Small adjustments can create a stronger brand experience. Updating your bio, refreshing your headshot, standardizing your visual style, clarifying your calls to action, and aligning your print and digital materials can make your business feel more polished almost immediately.
Common Branding Mistakes to Avoid
One common mistake is trying to appeal to everyone. A brand that speaks to everyone often feels memorable to no one. It is better to be clear and specific than vague and interchangeable.
Another mistake is changing styles too often. If your content looks different every month, your audience may not build recognition. Consistency helps people remember you over time.

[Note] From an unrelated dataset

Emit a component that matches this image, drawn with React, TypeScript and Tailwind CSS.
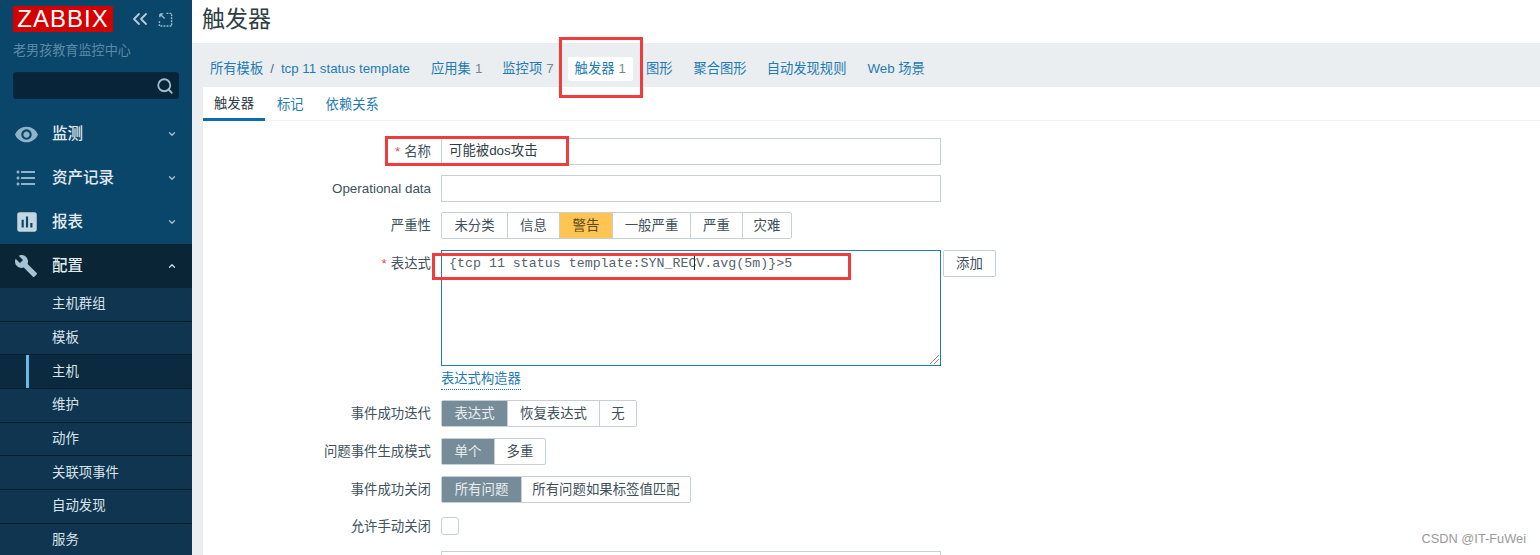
import { ChevronDown, ChevronUp, ChevronsLeft, Search } from "lucide-react";
import { MdBuild, MdFormatListBulleted, MdAssessment, MdVisibility } from "react-icons/md";

const FONT = "[font-family:'Liberation_Sans','Noto_Sans_CJK_SC',sans-serif]";

function MenuItem({ icon, label, open }: { icon: React.ReactNode; label: string; open?: boolean }) {
  return (
    <div className={`flex h-11 items-center pl-[14px] pr-[15px] ${open ? "bg-[#0a2536]" : ""}`}>
      <span className="flex w-[38px] shrink-0 text-[#8fb4ca]">{icon}</span>
      <span className="flex-1 text-[15.5px] font-medium text-[#e3ebf0]">{label}</span>
      {open ? (
        <ChevronUp className="h-[10px] w-[10px] text-[#d5e0e7]" strokeWidth={3} />
      ) : (
        <ChevronDown className="h-[10px] w-[10px] text-[#a9c2d2]" strokeWidth={3} />
      )}
    </div>
  );
}

function SubItem({ label, active }: { label: string; active?: boolean }) {
  return (
    <div
      className={`flex h-[33.7px] shrink-0 items-center border-b border-[#07202f] pl-[26px] text-[13.4px] text-[#d9e3ea] ${
        active ? "bg-[#0b2a3f]" : "bg-[#0f3550]"
      }`}
    >
      <span className={`h-full w-[3px] ${active ? "bg-[#69b8ea]" : ""}`} />
      <span className="pl-[23px]">{label}</span>
    </div>
  );
}

function Row({ label, required, className, children }: { label: string; required?: boolean; className?: string; children: React.ReactNode }) {
  return (
    <div className={`flex items-start ${className ?? ""}`}>
      <div className="flex h-[27px] w-[228px] shrink-0 items-center justify-end pt-px text-[13.4px] text-[#40525c]">
        {required && <span className="mr-1 text-[#d9534f]">*</span>}
        {label}
      </div>
      <div className="ml-[10px] flex items-start">{children}</div>
    </div>
  );
}

function Segments({ items, selected, tone }: { items: [string, number][]; selected: number; tone: "gray" | "yellow" }) {
  return (
    <div className="flex h-[27px] rounded-[2px] border border-[#c5d0d6] bg-white">
      {items.map(([t, w], i) => (
        <div
          key={t}
          style={{ width: w }}
          className={`flex items-center justify-center pt-px text-[13.4px] ${i > 0 ? "border-l border-[#c5d0d6]" : ""} ${
            i === selected
              ? tone === "gray"
                ? "bg-[#768d99] text-[#e8edf0]"
                : "bg-[#ffc552] text-[#5c4a1e]"
              : "text-[#3d4f59]"
          }`}
        >
          {t}
        </div>
      ))}
    </div>
  );
}

function NavLink({ label, count, current, className }: { label: string; count?: number; current?: boolean; className?: string }) {
  return (
    <span className={`whitespace-nowrap rounded-[2px] text-[13.3px] text-[#1f7bb3] ${current ? "bg-white px-[7px] py-[2px]" : ""} ${className ?? ""}`}>
      {label}
      {count != null && <span className="ml-1 text-[#76878f]">{count}</span>}
    </span>
  );
}

export default function App() {
  return (
    <div className={`relative flex h-[555px] w-[1540px] overflow-hidden bg-white ${FONT}`}>
      {/* Sidebar */}
      <aside className="flex w-[192px] shrink-0 flex-col bg-[#0a466a]">
        <div className="flex shrink-0 items-start pl-[13px] pt-[6px]">
          <div className="flex h-[26px] w-[100px] items-center justify-center bg-[#d40000] text-[24px] leading-none tracking-[1px] text-white">
            ZABBIX
          </div>
          <ChevronsLeft className="ml-[15px] mt-[1px] h-[24px] w-[24px] text-[#b5cbd9]" strokeWidth={1.8} />
          <svg className="ml-[6px] mt-[6px]" width="15" height="15" viewBox="0 0 16 16" fill="none" stroke="#9db9ca" strokeWidth="1.5">
            <path d="M9 1.5h5.5V15H1.5V9" strokeDasharray="2 1.2" />
            <path d="M2 2l5 5M2 2h3.6M2 2v3.6" />
          </svg>
        </div>
        <div className="mt-[10px] shrink-0 pl-[13px] text-[13.1px] leading-[18px] text-[#5d8aa6]">老男孩教育监控中心</div>
        <div className="mx-[13px] mt-[12px] flex h-[27px] shrink-0 items-center justify-end rounded-[3px] border border-[#06283c] bg-[#082438] pr-[4px]">
          <Search className="h-[18px] w-[18px] text-[#a3bccb]" strokeWidth={2.4} />
        </div>
        <div className="mt-[13px] shrink-0">
          <MenuItem label="监测" icon={<MdVisibility size={25} />} />
          <MenuItem label="资产记录" icon={<MdFormatListBulleted size={24} />} />
          <MenuItem label="报表" icon={<MdAssessment size={26} className="text-[#c5d6e1]" />} />
          <MenuItem label="配置" open icon={<MdBuild size={24} className="text-[#a5c3d6]" />} />
        </div>
        <div className="flex min-h-0 flex-1 flex-col overflow-hidden bg-[#03141f]">
          <SubItem label="主机群组" />
          <SubItem label="模板" />
          <SubItem label="主机" active />
          <SubItem label="维护" />
          <SubItem label="动作" />
          <SubItem label="关联项事件" />
          <SubItem label="自动发现" />
          <SubItem label="服务" />
        </div>
      </aside>

      {/* Main */}
      <main className="flex min-w-0 flex-1 flex-col">
        <h1 className="flex h-[43px] shrink-0 items-start pl-[10px] pt-[3px] text-[23px] font-normal leading-[32px] text-[#2f3d45]">触发器</h1>
        <div className="flex min-h-0 flex-1 flex-col bg-[#ebeef0] pl-[11px]">
          <nav className="flex h-[44px] shrink-0 items-center pl-[7px] pt-[8px]">
            <NavLink label="所有模板" />
            <span className="mx-[7px] text-[13.3px] text-[#55666f]">/</span>
            <NavLink label="tcp 11 status template" />
            <NavLink className="ml-[21px]" label="应用集" count={1} />
            <NavLink className="ml-[20px]" label="监控项" count={7} />
            <NavLink className="ml-[14px]" label="触发器" count={1} current />
            <NavLink className="ml-[13px]" label="图形" />
            <NavLink className="ml-[21px]" label="聚合图形" />
            <NavLink className="ml-[20px]" label="自动发现规则" />
            <NavLink className="ml-[21px]" label="Web 场景" />
          </nav>
          <div className="flex min-h-0 flex-1 flex-col bg-white">
            <div className="flex h-[34px] shrink-0 border-b border-[#eef1f3] text-[13.3px]">
              <span className="flex h-[34px] w-[62px] items-center justify-center border-b-[3px] border-[#0a6eae] pt-[3px] text-[#2f3d45]">触发器</span>
              <span className="ml-[12px] flex items-center pt-[3px] text-[#1f7bb3]">标记</span>
              <span className="ml-[22px] flex items-center pt-[3px] text-[#1f7bb3]">依赖关系</span>
            </div>
            <form className="pt-[17px]">
              <Row label="名称" required>
                <div className="flex h-[27px] w-[500px] items-center border border-[#c5d0d6] pl-[7px] text-[13.4px] text-[#2f3d45]">可能被dos攻击</div>
              </Row>
              <Row label="Operational data" className="mt-[10px]">
                <div className="h-[27px] w-[500px] border border-[#c5d0d6]" />
              </Row>
              <Row label="严重性" className="mt-[10px]">
                <Segments
                  tone="yellow"
                  selected={2}
                  items={[["未分类", 65], ["信息", 52], ["警告", 53], ["一般严重", 78], ["严重", 52], ["灾难", 49]]}
                />
              </Row>
              <Row label="表达式" required className="mt-[11px]">
                <div className="relative h-[116px] w-[500px] border border-[#1f7bb3] pl-[7px] pt-[4px] font-['Liberation_Mono',monospace] text-[13.3px] leading-[18px] text-[#55646d]">
                  {"{tcp 11 status template:SYN_RECV.avg(5m)}>5"}
                  <span className="absolute left-[252px] top-[3px] h-[16px] w-px bg-[#1b2a33]" />
                  <svg className="absolute bottom-[1px] right-[1px]" width="10" height="10" viewBox="0 0 10 10" stroke="#8a969c" strokeWidth="1">
                    <path d="M1 10L10 1M5 10l5-5" />
                  </svg>
                </div>
                <div className="ml-[2px] flex h-[27px] w-[53px] items-center justify-center rounded-[2px] border border-[#c5d0d6] pt-px text-[13.4px] text-[#3d4f59]">添加</div>
              </Row>
              <div className="ml-[238px] mt-[4px] h-[20px] w-fit border-b border-dotted border-[#1f7bb3] text-[13.3px] leading-[18px] text-[#1f7bb3]">表达式构造器</div>
              <Row label="事件成功迭代" className="mt-[10px]">
                <Segments tone="gray" selected={0} items={[["表达式", 65], ["恢复表达式", 92], ["无", 37]]} />
              </Row>
              <Row label="问题事件生成模式" className="mt-[11px]">
                <Segments tone="gray" selected={0} items={[["单个", 52], ["多重", 51]]} />
              </Row>
              <Row label="事件成功关闭" className="mt-[11px]">
                <Segments tone="gray" selected={0} items={[["所有问题", 79], ["所有问题如果标签值匹配", 169]]} />
              </Row>
              <Row label="允许手动关闭" className="mt-[10px]">
                <div className="mt-[4px] h-[18px] w-[18px] rounded-[3px] border border-[#c5d0d6]" />
              </Row>
              <div className="ml-[238px] mt-[11px] h-[27px] w-[500px] border border-[#c5d0d6]" />
            </form>
          </div>
        </div>
      </main>

      {/* Screenshot annotations */}
      <div className="absolute left-[559px] top-[37px] h-[61px] w-[84px] border-[3px] border-[#f03c3c]" />
      <div className="absolute left-[385px] top-[136px] h-[30px] w-[184px] border-[3px] border-[#f03c3c]" />
      <div className="absolute left-[432px] top-[253px] h-[27px] w-[419px] border-[3px] border-[#f03c3c]" />
      <div className="absolute bottom-[9px] right-[14px] text-[12.8px] leading-none text-[#9a9a9a]">CSDN @IT-FuWei</div>
    </div>
  );
}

Agents should also avoid copying another agent’s brand too closely. Inspiration is useful, but your brand should come from your own strengths, market, values, and client experience. The goal is not to look like the industry. The goal is to be recognizable and trusted within your own market.
Final Thought
Your personal brand and brokerage brand do not need to compete. When used well, they strengthen each other. Your personal brand creates relationship and relevance. AARE’s brand provides structure, credibility, and professional support.
The agents who use both effectively are clear, consistent, and client-centered. They understand what makes them distinct, they align their materials with professional standards, and they communicate in a way that builds confidence across every touchpoint.
Branding is not just a marketing exercise. It is the way clients experience your business before, during, and after the transaction. When your personal brand and brokerage brand work together, that experience becomes easier to recognize, easier to trust, and easier to refer.